Supplied material:
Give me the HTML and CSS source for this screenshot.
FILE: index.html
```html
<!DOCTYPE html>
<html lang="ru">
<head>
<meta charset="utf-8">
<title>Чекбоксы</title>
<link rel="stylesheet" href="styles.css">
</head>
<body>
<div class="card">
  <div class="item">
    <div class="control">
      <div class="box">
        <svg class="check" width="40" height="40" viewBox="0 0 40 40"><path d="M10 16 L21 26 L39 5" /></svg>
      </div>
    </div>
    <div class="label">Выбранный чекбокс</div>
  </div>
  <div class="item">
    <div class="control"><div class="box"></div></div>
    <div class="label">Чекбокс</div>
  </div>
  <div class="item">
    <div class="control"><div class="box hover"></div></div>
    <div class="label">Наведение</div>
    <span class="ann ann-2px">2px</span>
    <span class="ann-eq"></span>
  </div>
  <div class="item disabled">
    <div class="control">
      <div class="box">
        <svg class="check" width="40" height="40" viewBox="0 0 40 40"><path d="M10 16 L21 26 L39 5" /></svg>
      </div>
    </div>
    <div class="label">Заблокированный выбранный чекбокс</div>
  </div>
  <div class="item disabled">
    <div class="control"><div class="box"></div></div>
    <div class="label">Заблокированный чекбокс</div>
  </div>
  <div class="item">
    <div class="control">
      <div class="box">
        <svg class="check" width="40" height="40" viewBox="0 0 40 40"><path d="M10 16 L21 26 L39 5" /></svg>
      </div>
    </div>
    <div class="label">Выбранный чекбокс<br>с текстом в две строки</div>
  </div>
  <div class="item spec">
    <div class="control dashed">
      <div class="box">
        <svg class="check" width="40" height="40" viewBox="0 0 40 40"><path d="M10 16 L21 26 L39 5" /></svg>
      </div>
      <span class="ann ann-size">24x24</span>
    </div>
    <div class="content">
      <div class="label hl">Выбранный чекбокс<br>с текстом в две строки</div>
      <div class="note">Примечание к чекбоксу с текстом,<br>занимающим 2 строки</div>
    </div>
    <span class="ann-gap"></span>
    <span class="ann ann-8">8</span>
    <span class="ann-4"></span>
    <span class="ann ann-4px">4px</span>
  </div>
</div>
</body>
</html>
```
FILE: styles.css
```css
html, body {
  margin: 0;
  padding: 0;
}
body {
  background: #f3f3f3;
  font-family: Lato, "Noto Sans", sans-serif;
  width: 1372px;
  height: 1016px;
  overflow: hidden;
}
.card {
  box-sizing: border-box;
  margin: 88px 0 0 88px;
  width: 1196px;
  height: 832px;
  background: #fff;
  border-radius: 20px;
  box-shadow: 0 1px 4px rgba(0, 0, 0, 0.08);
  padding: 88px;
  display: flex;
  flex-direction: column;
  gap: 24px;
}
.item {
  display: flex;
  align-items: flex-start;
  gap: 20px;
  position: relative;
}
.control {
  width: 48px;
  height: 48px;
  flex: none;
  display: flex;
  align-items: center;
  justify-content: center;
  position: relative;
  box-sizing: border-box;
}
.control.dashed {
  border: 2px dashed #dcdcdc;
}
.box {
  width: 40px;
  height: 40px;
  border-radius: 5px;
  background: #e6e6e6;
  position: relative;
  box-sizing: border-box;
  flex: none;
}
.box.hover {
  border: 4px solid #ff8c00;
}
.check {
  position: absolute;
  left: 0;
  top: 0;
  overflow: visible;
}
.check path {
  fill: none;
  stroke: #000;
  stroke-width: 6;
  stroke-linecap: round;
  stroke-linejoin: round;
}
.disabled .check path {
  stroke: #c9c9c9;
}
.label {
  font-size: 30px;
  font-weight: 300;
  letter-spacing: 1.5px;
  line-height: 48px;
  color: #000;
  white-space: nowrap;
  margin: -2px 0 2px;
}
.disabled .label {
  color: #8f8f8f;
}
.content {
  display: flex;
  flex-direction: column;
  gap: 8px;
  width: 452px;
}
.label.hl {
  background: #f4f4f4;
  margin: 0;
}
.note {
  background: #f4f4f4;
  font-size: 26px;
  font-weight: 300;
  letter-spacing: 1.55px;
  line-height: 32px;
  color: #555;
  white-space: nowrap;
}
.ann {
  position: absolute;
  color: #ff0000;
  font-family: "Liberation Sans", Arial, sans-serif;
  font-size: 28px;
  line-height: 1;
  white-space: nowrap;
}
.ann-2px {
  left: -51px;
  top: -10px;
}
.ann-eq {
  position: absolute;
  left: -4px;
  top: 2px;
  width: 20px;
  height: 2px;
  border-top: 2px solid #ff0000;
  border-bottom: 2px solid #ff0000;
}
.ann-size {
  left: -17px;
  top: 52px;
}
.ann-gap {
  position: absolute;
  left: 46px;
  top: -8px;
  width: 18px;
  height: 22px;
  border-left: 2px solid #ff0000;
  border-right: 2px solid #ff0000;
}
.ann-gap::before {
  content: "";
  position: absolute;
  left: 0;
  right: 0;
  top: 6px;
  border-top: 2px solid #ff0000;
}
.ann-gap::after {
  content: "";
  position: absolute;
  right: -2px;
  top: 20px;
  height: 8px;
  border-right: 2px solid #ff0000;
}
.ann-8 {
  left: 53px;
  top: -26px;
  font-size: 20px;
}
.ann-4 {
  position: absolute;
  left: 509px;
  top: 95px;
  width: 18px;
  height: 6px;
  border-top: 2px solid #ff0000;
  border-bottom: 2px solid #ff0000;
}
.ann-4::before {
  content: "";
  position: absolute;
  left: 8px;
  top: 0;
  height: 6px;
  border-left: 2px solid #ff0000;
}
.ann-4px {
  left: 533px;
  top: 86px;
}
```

Work to complete: Copy out the full material exactly as it appears.

Exercise answer:
Give me the HTML and CSS source for this screenshot.
FILE: index.html
```html
<!DOCTYPE html>
<html lang="ru">
<head>
<meta charset="utf-8">
<title>Чекбоксы</title>
<link rel="stylesheet" href="styles.css">
</head>
<body>
<div class="card">
  <div class="item">
    <div class="control">
      <div class="box">
        <svg class="check" width="40" height="40" viewBox="0 0 40 40"><path d="M10 16 L21 26 L39 5" /></svg>
      </div>
    </div>
    <div class="label">Выбранный чекбокс</div>
  </div>
  <div class="item">
    <div class="control"><div class="box"></div></div>
    <div class="label">Чекбокс</div>
  </div>
  <div class="item">
    <div class="control"><div class="box hover"></div></div>
    <div class="label">Наведение</div>
    <span class="ann ann-2px">2px</span>
    <span class="ann-eq"></span>
  </div>
  <div class="item disabled">
    <div class="control">
      <div class="box">
        <svg class="check" width="40" height="40" viewBox="0 0 40 40"><path d="M10 16 L21 26 L39 5" /></svg>
      </div>
    </div>
    <div class="label">Заблокированный выбранный чекбокс</div>
  </div>
  <div class="item disabled">
    <div class="control"><div class="box"></div></div>
    <div class="label">Заблокированный чекбокс</div>
  </div>
  <div class="item">
    <div class="control">
      <div class="box">
        <svg class="check" width="40" height="40" viewBox="0 0 40 40"><path d="M10 16 L21 26 L39 5" /></svg>
      </div>
    </div>
    <div class="label">Выбранный чекбокс<br>с текстом в две строки</div>
  </div>
  <div class="item spec">
    <div class="control dashed">
      <div class="box">
        <svg class="check" width="40" height="40" viewBox="0 0 40 40"><path d="M10 16 L21 26 L39 5" /></svg>
      </div>
      <span class="ann ann-size">24x24</span>
    </div>
    <div class="content">
      <div class="label hl">Выбранный чекбокс<br>с текстом в две строки</div>
      <div class="note">Примечание к чекбоксу с текстом,<br>занимающим 2 строки</div>
    </div>
    <span class="ann-gap"></span>
    <span class="ann ann-8">8</span>
    <span class="ann-4"></span>
    <span class="ann ann-4px">4px</span>
  </div>
</div>
</body>
</html>
```
FILE: styles.css
```css
html, body {
  margin: 0;
  padding: 0;
}
body {
  background: #f3f3f3;
  font-family: Lato, "Noto Sans", sans-serif;
  width: 1372px;
  height: 1016px;
  overflow: hidden;
}
.card {
  box-sizing: border-box;
  margin: 88px 0 0 88px;
  width: 1196px;
  height: 832px;
  background: #fff;
  border-radius: 20px;
  box-shadow: 0 1px 4px rgba(0, 0, 0, 0.08);
  padding: 88px;
  display: flex;
  flex-direction: column;
  gap: 24px;
}
.item {
  display: flex;
  align-items: flex-start;
  gap: 20px;
  position: relative;
}
.control {
  width: 48px;
  height: 48px;
  flex: none;
  display: flex;
  align-items: center;
  justify-content: center;
  position: relative;
  box-sizing: border-box;
}
.control.dashed {
  border: 2px dashed #dcdcdc;
}
.box {
  width: 40px;
  height: 40px;
  border-radius: 5px;
  background: #e6e6e6;
  position: relative;
  box-sizing: border-box;
  flex: none;
}
.box.hover {
  border: 4px solid #ff8c00;
}
.check {
  position: absolute;
  left: 0;
  top: 0;
  overflow: visible;
}
.check path {
  fill: none;
  stroke: #000;
  stroke-width: 6;
  stroke-linecap: round;
  stroke-linejoin: round;
}
.disabled .check path {
  stroke: #c9c9c9;
}
.label {
  font-size: 30px;
  font-weight: 300;
  letter-spacing: 1.5px;
  line-height: 48px;
  color: #000;
  white-space: nowrap;
  margin: -2px 0 2px;
}
.disabled .label {
  color: #8f8f8f;
}
.content {
  display: flex;
  flex-direction: column;
  gap: 8px;
  width: 452px;
}
.label.hl {
  background: #f4f4f4;
  margin: 0;
}
.note {
  background: #f4f4f4;
  font-size: 26px;
  font-weight: 300;
  letter-spacing: 1.55px;
  line-height: 32px;
  color: #555;
  white-space: nowrap;
}
.ann {
  position: absolute;
  color: #ff0000;
  font-family: "Liberation Sans", Arial, sans-serif;
  font-size: 28px;
  line-height: 1;
  white-space: nowrap;
}
.ann-2px {
  left: -51px;
  top: -10px;
}
.ann-eq {
  position: absolute;
  left: -4px;
  top: 2px;
  width: 20px;
  height: 2px;
  border-top: 2px solid #ff0000;
  border-bottom: 2px solid #ff0000;
}
.ann-size {
  left: -17px;
  top: 52px;
}
.ann-gap {
  position: absolute;
  left: 46px;
  top: -8px;
  width: 18px;
  height: 22px;
  border-left: 2px solid #ff0000;
  border-right: 2px solid #ff0000;
}
.ann-gap::before {
  content: "";
  position: absolute;
  left: 0;
  right: 0;
  top: 6px;
  border-top: 2px solid #ff0000;
}
.ann-gap::after {
  content: "";
  position: absolute;
  right: -2px;
  top: 20px;
  height: 8px;
  border-right: 2px solid #ff0000;
}
.ann-8 {
  left: 53px;
  top: -26px;
  font-size: 20px;
}
.ann-4 {
  position: absolute;
  left: 509px;
  top: 95px;
  width: 18px;
  height: 6px;
  border-top: 2px solid #ff0000;
  border-bottom: 2px solid #ff0000;
}
.ann-4::before {
  content: "";
  position: absolute;
  left: 8px;
  top: 0;
  height: 6px;
  border-left: 2px solid #ff0000;
}
.ann-4px {
  left: 533px;
  top: 86px;
}
```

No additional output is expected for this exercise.